I recall when reading TAOCP that Knuth's MIX assembly supported subroutines by requiring the caller to modify the RET call to it's own address (obviously not re-entrant!). This sort of thing was common when Knuth started in the early 60's, may have still been around by the time of the Cray.
This Cray version isn't so bad - it just requires that if the callee itself calls other subroutines, then it has to save/restore this B00 return address register. You could still support re-entrant routines with this as long as you saved/restored the return address to a software stack rather than a fixed location, but I wonder if Cray compilers typically supported that?
Apparently the reason for using a register vs stack for return address was because memory access (stack) was so much slower.

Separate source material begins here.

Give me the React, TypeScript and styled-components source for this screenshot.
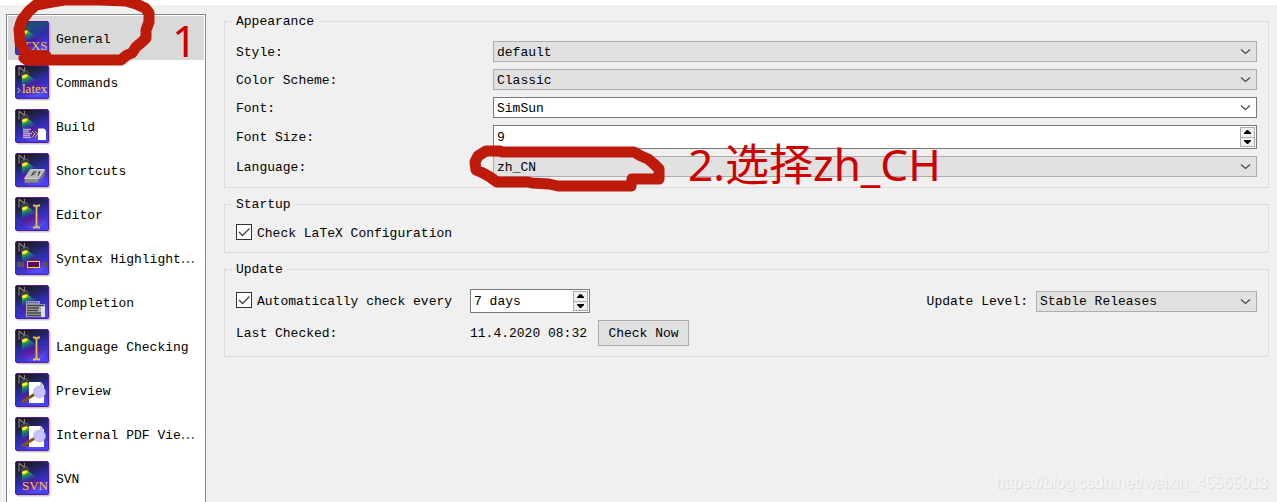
import React from 'react';
import styled, { createGlobalStyle } from 'styled-components';

const mono = `"Liberation Mono", "Noto Sans CJK SC", monospace`;

const GlobalStyle = createGlobalStyle`
  *, *::before, *::after { box-sizing: border-box; }
  body {
    margin: 0;
    background: #f0f0f0;
    color: #000;
    font: 13px/16px ${mono};
  }
  input, select, button { font: inherit; color: inherit; margin: 0; }
`;

const Window = styled.div`
  position: relative;
  display: flex;
  height: 100vh;
  padding: 5px 8px 0 6px;
  gap: 18px;
  background: linear-gradient(#fff 5px, #f0f0f0 5px);
  overflow: hidden;
`;

/* ---------- category list ---------- */

const Sidebar = styled.nav`
  flex: none;
  width: 200px;
  margin-top: 9px;
  padding: 1px;
  background: #fff;
  border: 1px solid #828790;
  border-bottom: 0;
  overflow: hidden;
`;

const Category = styled.a<{ $active?: boolean }>`
  display: flex;
  align-items: center;
  gap: 5px;
  height: 44px;
  padding: 2px 0 0 7px;
  background: ${(p) => (p.$active ? '#d9d9d9' : 'transparent')};
  color: #000;
  text-decoration: none;
  white-space: nowrap;
`;

const CategoryName = styled.span`
  padding-top: 2px;
`;

const IconSvg = styled.svg`
  flex: none;
  display: block;
  width: 36px;
  height: 36px;
`;

type Kind = 'txs' | 'latex' | 'build' | 'keys' | 'cursor' | 'syntax' | 'list' | 'preview' | 'svn';

const glyphs: Record<Kind, React.ReactNode> = {
  txs: (
    <text x="8" y="29" fontFamily="Liberation Serif, serif" fontSize="13" fill="#d8cc50">TXS</text>
  ),
  latex: (
    <>
      <path d="M2.5 23l2.500 2.500-2.500 2.500" stroke="#f0d838" fill="none" />
      <text x="7" y="28" fontFamily="Liberation Serif, serif" fontSize="13" fill="#f6d530">latex</text>
    </>
  ),
  build: (
    <>
      <path d="M8 20.500h8M8 22.500h6M8 24.500h9M8 26.500h7M8 28.500h8" stroke="#b9a9d8" strokeWidth="1.300" />
      <path d="M17 22l3 3-3 3M20 22l3 3-3 3" stroke="#e0b040" fill="none" />
      <path d="M23 19.500h6l2 2v9.500h-8z" fill="#fff" />
    </>
  ),
  keys: (
    <>
      <path d="M15 17h15.500l-1.500 6-7 7H9.500v-4z" fill="#777" />
      <path d="M15.500 16.500h14l-6 9H9.500z" fill="#b8b8b8" stroke="#ddd" strokeWidth=".8" />
      <path d="M10 26h13v3H10z" fill="#8c8c8c" />
      <path d="M16.500 23l2-4h3M17.500 21h2.500M23 19.500l2-.8-2 4" stroke="#333" strokeWidth="1" fill="none" />
    </>
  ),
  cursor: (
    <path
      d="M18 8.500h2l1.500 1.500L23 8.500h2M21.500 10v19M18 30.500h2l1.500-1.500 1.500 1.500h2"
      stroke="#edc52e" strokeWidth="1.800" fill="none"
    />
  ),
  syntax: (
    <>
      <rect x="2" y="21" width="7" height="5" fill="#555" />
      <rect x="28" y="21" width="4" height="5" fill="#555" />
      <rect x="12.500" y="20.500" width="12" height="6" fill="#5a0a52" stroke="#ffd92e" />
    </>
  ),
  list: (
    <>
      <rect x="11" y="16" width="14" height="3" fill="#9290c4" />
      <path d="M12 17.500h12" stroke="#4b4b80" strokeDasharray="1 1" />
      <rect x="11" y="19" width="19" height="13" fill="#aaa" />
      <rect x="26" y="21" width="4" height="11" fill="#dedcf0" />
      <path d="M12 20.500h17M12 23h12M12 25.500h11M12 28h14M12 30.500h14" stroke="#444" strokeWidth="1.500" />
    </>
  ),
  preview: (
    <>
      <path d="M14 9h12l3 4v17H14z" fill="#fff" />
      <path d="M25 9v4h4z" fill="#c0c0c0" />
      <path d="M7 29l13-8" stroke="#7a5a10" strokeWidth="3" />
      <circle cx="24.500" cy="19" r="6" fill="#c6c4fa" stroke="#a9a5e6" strokeWidth=".6" />
    </>
  ),
  svn: (
    <text x="7" y="29" fontFamily="Liberation Serif, serif" fontSize="13" fill="#f0cc30">SVN</text>
  ),
};

function CategoryIcon({ kind, id }: { kind: Kind; id: string }) {
  const teal = kind === 'txs';
  return (
    <IconSvg viewBox="0 0 36 36" aria-hidden="true">
      <defs>
        <linearGradient id={`bg-${id}`} x1=".35" y1="0" x2=".75" y2="1">
          <stop offset="0" stopColor={teal ? '#20485c' : '#1a1a20'} />
          <stop offset=".22" stopColor={teal ? '#1c4c80' : '#222250'} />
          <stop offset=".5" stopColor="#2c2cac" />
          <stop offset="1" stopColor="#4444ff" />
        </linearGradient>
        <linearGradient id={`beam-${id}`} gradientUnits="userSpaceOnUse" x1="9" y1="10" x2="18" y2="32">
          <stop offset="0" stopColor="#c8e020" />
          <stop offset=".14" stopColor="#38a040" />
          <stop offset=".28" stopColor="#187080" stopOpacity=".85" />
          <stop offset=".46" stopColor="#5018a0" stopOpacity=".75" />
          <stop offset=".68" stopColor="#781890" stopOpacity=".55" />
          <stop offset="1" stopColor="#6858ff" stopOpacity=".6" />
        </linearGradient>
      </defs>
      <rect x="1.500" y="1.500" width="34" height="34" rx="2" fill="#999" opacity=".55" />
      <rect x=".5" y=".5" width="33" height="33" rx="1.500" fill={`url(#bg-${id})`} stroke="#5c1a9c" />
      <path d="M7 11.500L12.500 9.500L31 23Q30 31 20 32Q9 32 7 27Z" fill={`url(#beam-${id})`} />
      <path d="M4 2v8.500M4.500 2.500l6 5M9.500 2v4" stroke="#808080" strokeWidth="1.200" fill="none" />
      <path d="M6.500 8l5.500-2.500 2 3-7 3z" fill="#3c3c3c" stroke="#666" strokeWidth=".6" />
      <ellipse cx="9.600" cy="11.300" rx="3" ry="1.700" fill="#f4f020" transform="rotate(-18 9.600 11.300)" />
      {glyphs[kind]}
    </IconSvg>
  );
}

const categories: { label: string; kind: Kind }[] = [
  { label: 'General', kind: 'txs' },
  { label: 'Commands', kind: 'latex' },
  { label: 'Build', kind: 'build' },
  { label: 'Shortcuts', kind: 'keys' },
  { label: 'Editor', kind: 'cursor' },
  { label: 'Syntax Highlight⋯', kind: 'syntax' },
  { label: 'Completion', kind: 'list' },
  { label: 'Language Checking', kind: 'cursor' },
  { label: 'Preview', kind: 'preview' },
  { label: 'Internal PDF Vie⋯', kind: 'preview' },
  { label: 'SVN', kind: 'svn' },
];

/* ---------- settings ---------- */

const Settings = styled.main`
  flex: 1;
  min-width: 0;
  display: flex;
  flex-direction: column;
  gap: 7px;
  margin-top: 7px;
`;

const Group = styled.fieldset`
  min-width: 0;
  margin: 0;
  padding: 11px 11px 10px;
  border: 1px solid #dcdcdc;
`;

const GroupTitle = styled.legend`
  margin-left: -4px;
  padding: 2px 4px 0;
`;

const Form = styled.div`
  display: grid;
  grid-template-columns: 257px 1fr;
  row-gap: 7px;
  align-items: center;
`;

const UpdateGrid = styled.div`
  display: grid;
  grid-template-columns: 226px 120px 91px 1fr;
  gap: 7px 8px;
  align-items: center;
`;

const LevelField = styled.div`
  grid-column: 3 / 5;
  display: flex;
  align-items: center;
  justify-content: flex-end;
  gap: 8px;
`;

const FieldLabel = styled.label`
  padding-top: 2px;
  white-space: nowrap;
`;

const FieldText = styled.span`
  padding-top: 2px;
  white-space: nowrap;
`;

const ComboBox = styled.span<{ $editable?: boolean; $width?: string }>`
  position: relative;
  display: block;
  width: ${(p) => p.$width ?? '100%'};
  height: 21px;
  background: ${(p) => (p.$editable ? '#fff' : '#e1e1e1')};
  border: 1px solid ${(p) => (p.$editable ? '#7a7a7a' : '#adadad')};
`;

const ComboSelect = styled.select`
  appearance: none;
  display: block;
  width: 100%;
  height: 100%;
  padding: 2px 20px 0 3px;
  border: 0;
  border-radius: 0;
  background: transparent;
  outline: none;
`;

const Chevron = styled.svg`
  position: absolute;
  right: 5px;
  top: 6px;
  width: 11px;
  height: 7px;
  pointer-events: none;
`;

function Combo({ id, value, editable, width }: { id: string; value: string; editable?: boolean; width?: string }) {
  return (
    <ComboBox $editable={editable} $width={width}>
      <ComboSelect id={id} defaultValue={value}>
        <option>{value}</option>
      </ComboSelect>
      <Chevron viewBox="0 0 11 7" aria-hidden="true">
        <path d="M1 1.500l4.500 4 4.500-4" fill="none" stroke="#444" strokeWidth="1.100" />
      </Chevron>
    </ComboBox>
  );
}

const SpinBox = styled.span`
  display: flex;
  width: 100%;
  height: 24px;
  padding: 1px;
  background: #fff;
  border: 1px solid #7a7a7a;
`;

const SpinInput = styled.input`
  flex: 1;
  min-width: 0;
  padding: 2px 2px 0;
  border: 0;
  background: transparent;
  outline: none;
`;

const SpinButtons = styled.span`
  display: flex;
  flex-direction: column;
  width: 15px;
  border: 1px solid #adadad;
`;

const SpinButton = styled.button`
  flex: 1;
  display: flex;
  align-items: center;
  justify-content: center;
  padding: 0;
  border: 0;
  background: #f0f0f0;
  & + & { border-top: 1px solid #adadad; }
`;

function Spin({ id, value, label }: { id: string; value: string; label?: string }) {
  return (
    <SpinBox>
      <SpinInput id={id} type="text" defaultValue={value} aria-label={label} />
      <SpinButtons>
        <SpinButton type="button" aria-label="Increase">
          <svg width="7" height="4" viewBox="0 0 7 4"><path d="M0 4V3L3 0h1l3 3v1z" /></svg>
        </SpinButton>
        <SpinButton type="button" aria-label="Decrease">
          <svg width="7" height="4" viewBox="0 0 7 4"><path d="M0 0v1l3 3h1l3-3V0z" /></svg>
        </SpinButton>
      </SpinButtons>
    </SpinBox>
  );
}

const CheckLabel = styled.label`
  position: relative;
  display: flex;
  gap: 5px;
  height: 18px;
  white-space: nowrap;
`;

const CheckInput = styled.input`
  appearance: none;
  flex: none;
  width: 16px;
  height: 16px;
  border: 1px solid #333;
  background: #fff;
`;

const CheckMark = styled.svg`
  position: absolute;
  left: 0;
  top: 0;
  width: 16px;
  height: 16px;
  pointer-events: none;
`;

function Check({ children }: { children: React.ReactNode }) {
  return (
    <CheckLabel>
      <CheckInput type="checkbox" defaultChecked />
      <CheckMark viewBox="0 0 16 16" aria-hidden="true">
        <path d="M3 8l3.500 3.500L13.500 4.500" fill="none" stroke="#444" strokeWidth="1.300" />
      </CheckMark>
      <FieldText>{children}</FieldText>
    </CheckLabel>
  );
}

const PushButton = styled.button`
  height: 26px;
  padding: 2px 0 0;
  border: 1px solid #adadad;
  background: #e1e1e1;
  white-space: nowrap;
`;

/* ---------- notes drawn over the window ---------- */

const Marker = styled.svg`
  position: absolute;
  top: 0;
  left: 0;
  width: 700px;
  height: 200px;
  pointer-events: none;
`;

const Note = styled.span`
  position: absolute;
  color: #d00000;
  font: 44px/60px "Noto Sans", "Noto Sans CJK SC", sans-serif;
  white-space: nowrap;
  pointer-events: none;
`;

const StepOne = styled(Note)`
  top: 10px;
  left: 172px;
`;

const StepTwo = styled(Note)`
  top: 134px;
  left: 688px;
`;

const Watermark = styled.span`
  position: absolute;
  right: 9px;
  bottom: 9px;
  color: #f6f6f6;
  font: 16px/20px "Liberation Sans", Arial, sans-serif;
  text-shadow: 1px 1px 1px #d8d8d8;
  pointer-events: none;
`;

export default function App() {
  return (
    <>
      <GlobalStyle />
      <Window>
        <Sidebar aria-label="Categories">
          {categories.map((c, i) => (
            <Category key={c.label} href="#" $active={i === 0}>
              <CategoryIcon kind={c.kind} id={String(i)} />
              <CategoryName>{c.label}</CategoryName>
            </Category>
          ))}
        </Sidebar>

        <Settings>
          <Group>
            <GroupTitle>Appearance</GroupTitle>
            <Form>
              <FieldLabel htmlFor="style">Style:</FieldLabel>
              <Combo id="style" value="default" />
              <FieldLabel htmlFor="scheme">Color Scheme:</FieldLabel>
              <Combo id="scheme" value="Classic" />
              <FieldLabel htmlFor="font">Font:</FieldLabel>
              <Combo id="font" value="SimSun" editable />
              <FieldLabel htmlFor="size">Font Size:</FieldLabel>
              <Spin id="size" value="9" />
              <FieldLabel htmlFor="language">Language:</FieldLabel>
              <Combo id="language" value="zh_CN" />
            </Form>
          </Group>

          <Group>
            <GroupTitle>Startup</GroupTitle>
            <Check>Check LaTeX Configuration</Check>
          </Group>

          <Group>
            <GroupTitle>Update</GroupTitle>
            <UpdateGrid>
              <Check>Automatically check every</Check>
              <Spin id="interval" value="7 days" label="Check interval" />
              <LevelField>
                <FieldLabel htmlFor="level">Update Level:</FieldLabel>
                <Combo id="level" value="Stable Releases" width="221px" />
              </LevelField>
              <FieldText>Last Checked:</FieldText>
              <FieldText>11.4.2020 08:32</FieldText>
              <PushButton type="button">Check Now</PushButton>
            </UpdateGrid>
          </Group>
        </Settings>

        <Marker viewBox="0 0 700 200" aria-hidden="true">
          <g fill="none" stroke="#be1a0a" strokeWidth="11" strokeLinecap="round" strokeLinejoin="round">
            <path d="M46 56L25 55L24 50L20 42L19 29L22 20L29 11L36 5L52 2L64 0L100 0L126 1L136 4L145 8L149 13L149 22L146 30L146 38L142 42L136 47L132 53L127 55L121 60L60 60L27 60L24 58" />
            <path d="M502 152L634 152L641 156L648 159L654 164L659 169L659 179L632 179L631 186L558 186L549 184L532 183L528 182L497 182L490 177L483 173L476 170L475 162L478 156L486 151L500 151" />
          </g>
        </Marker>
        <StepOne>1</StepOne>
        <StepTwo>2.选择zh_CH</StepTwo>
        <Watermark>https://blog.csdn.net/weixin_45565013</Watermark>
      </Window>
    </>
  );
}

I'm kinda tempted to use this for the VM I'm designing, which will run on the 6502 8-bit micro. The 6502 doesn't have any 16-bit operations, so pushing and popping using a software defined 16-bit stack pointer is slow, and saving return address to zero page would certainly be faster. It'd mean that rather than always pushing/popping the SP, you only do it in the callee if needed. It's an interesting idea!
Cray's design for Control Data before starting his own company was interesting. You were required to start each subroutine with a jump instruction, and the subroutine call instruction would modify the memory at that location to a jump back to the caller. To return from a subroutine you would just branch back to its beginning.